Fivethirtyeight.com reported on Monday:
But Tuesday’s special election in Arizona’s 8th Congressional District — which Rep. Trent Franks vacated in December after reportedly offering one of his staffers $5 million to carry his child — is expected to have a very different outcome from last month’s Democratic upset in Pennsylvania’s 18th District. Prominent nonpartisan handicappers all rate the race between Republican Debbie Lesko and Democrat Hiral Tipirneni as “Likely Republican” — but in terms of reading the tea leaves for November, the winning margin will matter more than the outcome.
“Democrats are hoping to continue their recent momentum in special elections Tuesday when voters outside of Phoenix head to the polls to fill a vacancy created when Republican Rep. Trent Franks resigned in December amid sexual harassment allegations,” CNN reported on Tuesday morning:
Democrats don’t think they will win the race that pits Hiral Tipirneni, a physician, against Republican Debbie Lesko, a former state senator. And Arizona’s 8th Congressional District has all the hallmarks of a place Republican should easily win: Voters in the predominantly senior and white district, where there are around 78,000 more registered Republicans than Democrats, backed President Donald Trump by 21 percentage points in 2016.

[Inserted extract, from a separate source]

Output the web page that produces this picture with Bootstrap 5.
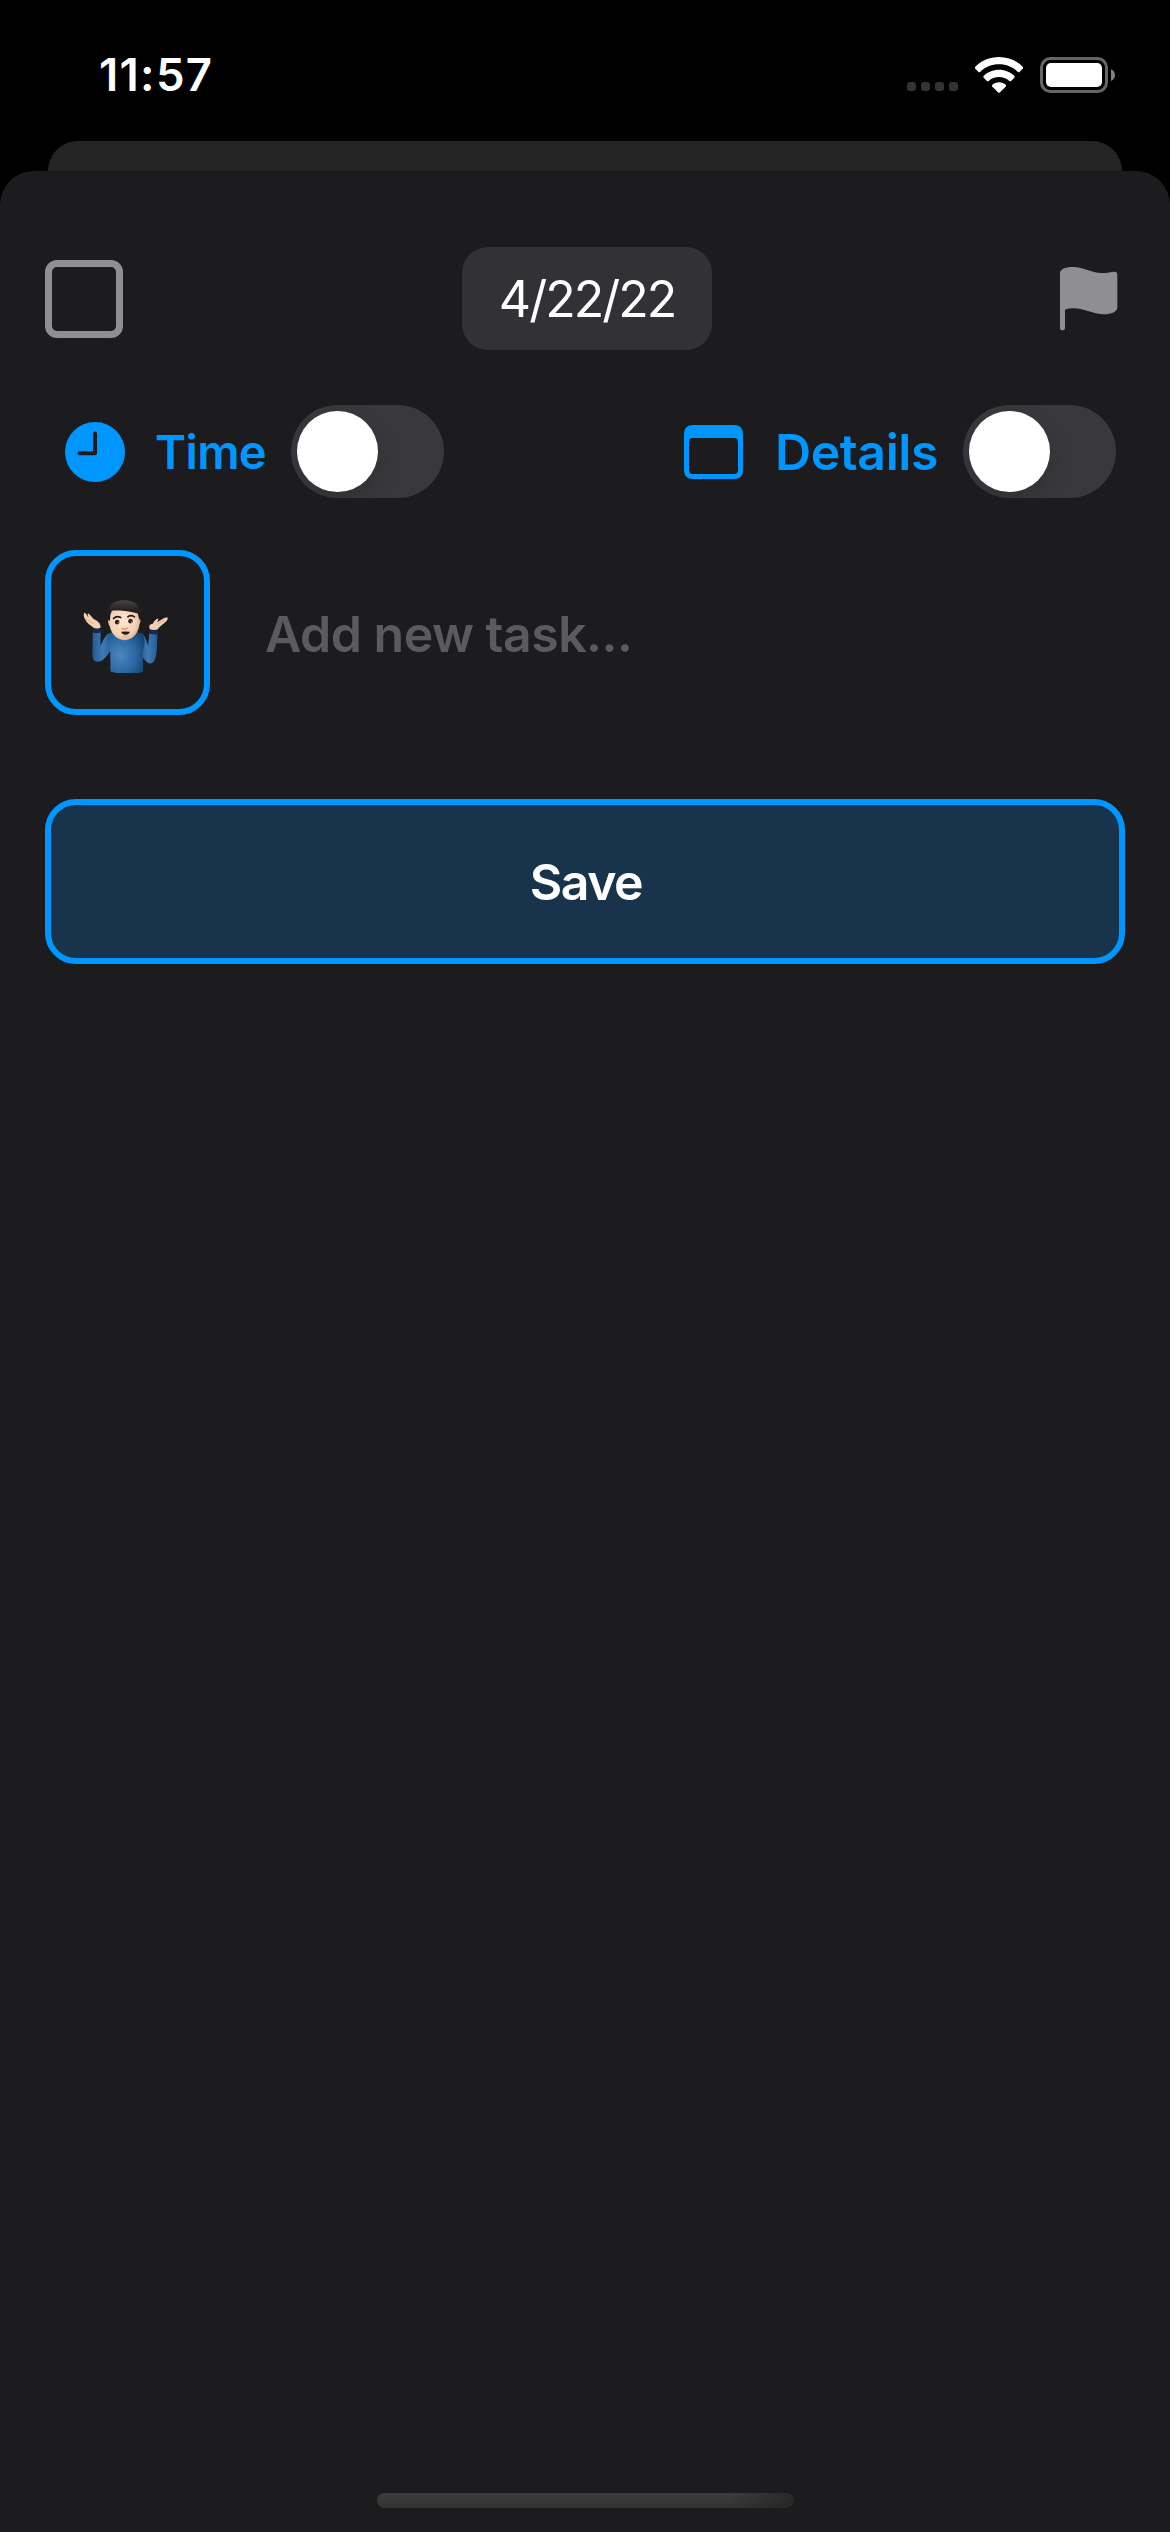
<!DOCTYPE html>
<html lang="en" data-bs-theme="dark">
<head>
<meta charset="utf-8">
<meta name="viewport" content="width=device-width, initial-scale=1">
<title>New task</title>
<link href="https://cdn.jsdelivr.net/npm/bootstrap@5.3.0/dist/css/bootstrap.min.css" rel="stylesheet">
<style>
  :root { --accent: #0096ff; --sheet: #1c1c1e; }
  body { height: 2532px; background: #000; color: #fff; font-family: Inter, "Liberation Sans", sans-serif; line-height: 1; overflow: hidden; }
  svg { display: block; flex: none; }
  .status-bar { height: 141px; padding: 8px 55px 0 99px; }
  .status-time { font-size: 45.5px; font-weight: 600; letter-spacing: 1.3px; }
  .signal-dot { width: 9px; height: 9px; border-radius: 3px; background: #333; }
  .signal { gap: 5px; margin: 24px 17px 0 0; }
  .back-sheet { height: 30px; margin: 0 48px; background: #242424; border-radius: 30px 30px 0 0; }
  .task-sheet { background: var(--sheet); border-radius: 34px 34px 0 0; padding: 76px 45px 24px; }
  .task-check { width: 78px; height: 78px; border: 7px solid #8e8e93; border-radius: 12px; background: none; }
  .date-pill { width: 250px; height: 103px; border-radius: 26px; background: #323236; font-size: 50px; letter-spacing: -2px; }
  .option-row { height: 93px; margin-top: 55px; padding: 0 9px 0 20px; color: var(--accent); font-weight: 600; }
  .time-text { font-size: 47px; margin-left: 30px; width: 136px; letter-spacing: -.6px; }
  .details-text { font-size: 50px; margin-left: 31px; width: 188px; letter-spacing: -.4px; }
  .toggle-track { width: 153px; height: 93px; padding: 6px; border-radius: 47px; background: #39393d; overflow: hidden; }
  .toggle-knob { width: 81px; height: 81px; border-radius: 50%; background: #fff; box-shadow: 0 9px 24px rgba(0,0,0,.15); }
  .entry-row { height: 165px; margin-top: 52px; }
  .emoji-box { width: 165px; height: 165px; border: 6px solid var(--accent); border-radius: 31px; }
  .task-input, .task-input:focus { background: none; border: 0; box-shadow: none; padding: 2px 0 0 55px; font-size: 50px; font-weight: 600; letter-spacing: -.5px; height: 100px; }
  .task-input::placeholder { color: #5b5b5f; opacity: 1; }
  .save-btn, .save-btn:hover { height: 165px; margin-top: 84px; padding: 0 0 0 2px; border: 6px solid var(--accent); border-radius: 31px; background: #17344c; color: #fff; font-size: 50px; font-weight: 600; letter-spacing: -1.5px; line-height: 1; }
  .home-bar { width: 417px; height: 15px; border-radius: 8px; background: linear-gradient(100deg, transparent 84%, rgba(28,28,30,.6)), linear-gradient(#3d3d3d, #333); }
</style>
<script src="https://cdn.jsdelivr.net/npm/bootstrap@5.3.0/dist/js/bootstrap.bundle.min.js"></script>
</head>
<body class="d-flex flex-column m-0">
  <header class="status-bar d-flex align-items-center justify-content-between">
    <div class="status-time">11:57</div>
    <div class="d-flex align-items-center">
      <div class="signal d-flex"><span class="signal-dot"></span><span class="signal-dot"></span><span class="signal-dot"></span><span class="signal-dot"></span></div>
      <svg width="48" height="36" viewBox="0 0 144 108" fill="#fff">
        <path d="M72 0C100 0 125 11 143 29Q146 32 143 35L134 44Q131 47 128 44C113 30 94 22 72 22S31 30 16 44Q13 47 10 44L1 35Q-2 32 1 29C19 11 44 0 72 0Z"/>
        <path d="M72 38C90 38 106 45 118 56Q120 59 118 62L109 71Q106 74 102 71C94 64 84 60 72 60S50 64 42 71Q38 74 35 71L26 62Q24 59 26 56C38 45 54 38 72 38Z"/>
        <path d="M72 76C80 76 87 79 92 83Q94 86 92 89L75 106Q72 109 69 106L52 89Q50 86 52 83C57 79 64 76 72 76Z"/>
      </svg>
      <svg class="ms-3" width="76" height="36" viewBox="0 0 76 36">
        <rect x="2.500" y="1.500" width="65" height="33" rx="9" fill="none" stroke="#666" stroke-width="3"/>
        <rect x="7" y="6" width="56" height="24" rx="5" fill="#fff"/>
        <path d="M72 12Q76 14 76 18T72 24Z" fill="#808080"/>
      </svg>
    </div>
  </header>
  <div class="back-sheet"></div>
  <main class="task-sheet d-flex flex-column flex-grow-1">
    <div class="d-flex align-items-center justify-content-between">
      <button class="task-check p-0" aria-label="Done"></button>
      <div class="date-pill d-flex align-items-center justify-content-center">4/22/22</div>
      <svg width="74" height="66" viewBox="0 0 222 198" fill="#8e8e93">
        <path d="M27 21C27 8 47 3 67 3C99 3 121 21 151 21C169 21 180 17 191 17Q199 17 199 27V124C199 138 181 145 159 145C124 145 103 127 67 127Q50 127 42 131V185Q42 193 34.500 193T27 185Z"/>
      </svg>
    </div>
    <div class="option-row d-flex align-items-center justify-content-between">
      <div class="d-flex align-items-center">
        <svg width="60" height="60" viewBox="0 0 60 60"><circle cx="30" cy="30" r="30" fill="#0096ff"/><path d="M30 11.500V31.200H14.500" fill="none" stroke="#1c1c1e" stroke-width="4" stroke-linecap="round" stroke-linejoin="round"/></svg>
        <span class="time-text">Time</span>
        <div class="toggle-track" role="switch" aria-checked="false"><div class="toggle-knob"></div></div>
      </div>
      <div class="d-flex align-items-center">
        <svg width="60" height="54" viewBox="0 0 60 54"><path fill="#0096ff" fill-rule="evenodd" d="M9 0H50Q59 0 59 9V45Q59 54 50 54H9Q0 54 0 45V9Q0 0 9 0ZM9 13Q5 13 5 17V45Q5 49 9 49H50Q54 49 54 45V17Q54 13 50 13Z"/></svg>
        <span class="details-text">Details</span>
        <div class="toggle-track" role="switch" aria-checked="false"><div class="toggle-knob"></div></div>
      </div>
    </div>
    <div class="entry-row d-flex align-items-center">
      <div class="emoji-box d-flex align-items-center justify-content-center flex-shrink-0">
        <svg width="100" height="80" viewBox="142.500 187.500 300 240">
          <defs>
            <radialGradient id="shirt" cx=".35" cy=".55" r=".75"><stop offset="0" stop-color="#4c86c0"/><stop offset=".55" stop-color="#2c68a5"/><stop offset="1" stop-color="#153f6b"/></radialGradient>
            <linearGradient id="sleeve" x1="0" x2="1"><stop offset="0" stop-color="#24598f"/><stop offset=".5" stop-color="#3e7ab5"/><stop offset="1" stop-color="#245a92"/></linearGradient>
            <radialGradient id="face" cx=".45" cy=".45" r=".65"><stop offset="0" stop-color="#ffe6d0"/><stop offset=".7" stop-color="#f3d0b3"/><stop offset="1" stop-color="#c89876"/></radialGradient>
            <linearGradient id="hair" x1="0" y1="0" x2="0" y2="1"><stop offset="0" stop-color="#4b4344"/><stop offset=".5" stop-color="#231f20"/><stop offset="1" stop-color="#100e0f"/></linearGradient>
          </defs>
          <path d="M187 302L210 302L210 346C218 330 224 314 238 307L248 350C235 368 220 394 201 394C186 394 185 378 186 358Z" fill="url(#sleeve)"/>
          <path d="M381 307L357 307L353 346C347 330 344 314 331 307L325 350C330 372 345 399 360 399C373 398 377 380 379 358Z" fill="url(#sleeve)"/>
          <path d="M236 308C250 302 320 302 334 308C347 325 341 350 337 366L338 424Q290 439 240 423L239 366C231 345 224 325 236 308Z" fill="url(#shirt)"/>
          <path d="M188 293L210 292V306Q199 309 187 306ZM357 297L381 298V312Q369 313 356 310Z" fill="#172b51"/>
          <path d="M189 292C180 284 168 278 165 268C160 262 158 251 162 247C167 247 169 256 174 261C172 254 169 248 174 249C180 254 184 261 190 266C201 270 212 279 210 292Q200 296 189 292Z" fill="#f3d1b2"/>
          <path d="M358 296C354 286 358 281 367 280C370 272 377 265 383 264C385 268 380 272 381 275C388 270 398 262 410 260C414 264 410 270 404 275C398 281 389 285 381 297Q369 300 358 296Z" fill="#f3d1b2"/>
          <path d="M167 267Q178 270 188 281M403 268L382 281" fill="none" stroke="#c99b78" stroke-width="2"/>
          <path d="M236 262Q229 266 235 283L242 293H319L328 278Q333 266 325 263Z" fill="#e5b995"/>
          <path d="M237 236C243 223 320 222 327 240V276C327 306 307 329 283 329C257 329 237 306 237 276Z" fill="url(#face)"/>
          <path d="M234 271C228 236 235 209 282 209C323 209 334 235 327 270L322 249C306 243 262 237 244 241Q238 252 238 271Z" fill="url(#hair)"/>
          <path d="M249 264Q258 254 271 261M292 259Q301 252 312 259" fill="none" stroke="#251b19" stroke-width="5" stroke-linecap="round"/>
          <ellipse cx="261" cy="275" rx="10" ry="7" fill="#fff7ec"/><ellipse cx="301" cy="272" rx="10" ry="7" fill="#fff7ec"/>
          <circle cx="260" cy="275" r="7" fill="#3b210d"/><circle cx="300" cy="272" r="7" fill="#3b210d"/>
          <circle cx="264" cy="277" r="2.500" fill="#b98632"/><circle cx="304" cy="275" r="2.500" fill="#b98632"/>
          <path d="M275 294Q283 300 291 293" fill="none" stroke="#e09c84" stroke-width="5" stroke-linecap="round"/>
          <path d="M272 304Q284 302 298 304Q296 313 285 313Q274 312 272 304Z" fill="#2a1715"/>
          <path d="M277 317H291" stroke="#e1a58d" stroke-width="3" stroke-linecap="round"/>
        </svg>
      </div>
      <input class="form-control task-input" type="text" placeholder="Add new task...">
    </div>
    <button class="save-btn btn w-100">Save</button>
    <div class="home-bar mt-auto align-self-center"></div>
  </main>
</body>
</html>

But in a year where Democrats, buoyed by anti-Trump fervor, have consistently overperformed their Republican counterparts, the party will be looking at the margin of victory on Tuesday evening to determine whether a blue wave is about to crash on Republicans in the general election later this year.
On Tuesday, the “Blue Wave” fizzled in Arizona, but the Democratic Party and the mainstream media will soon forget the outcome in Arizona’s 8th Congressional District and turn to the next bit of evidence to support the idea of momentum for the Democrats as the November midterm elections approach.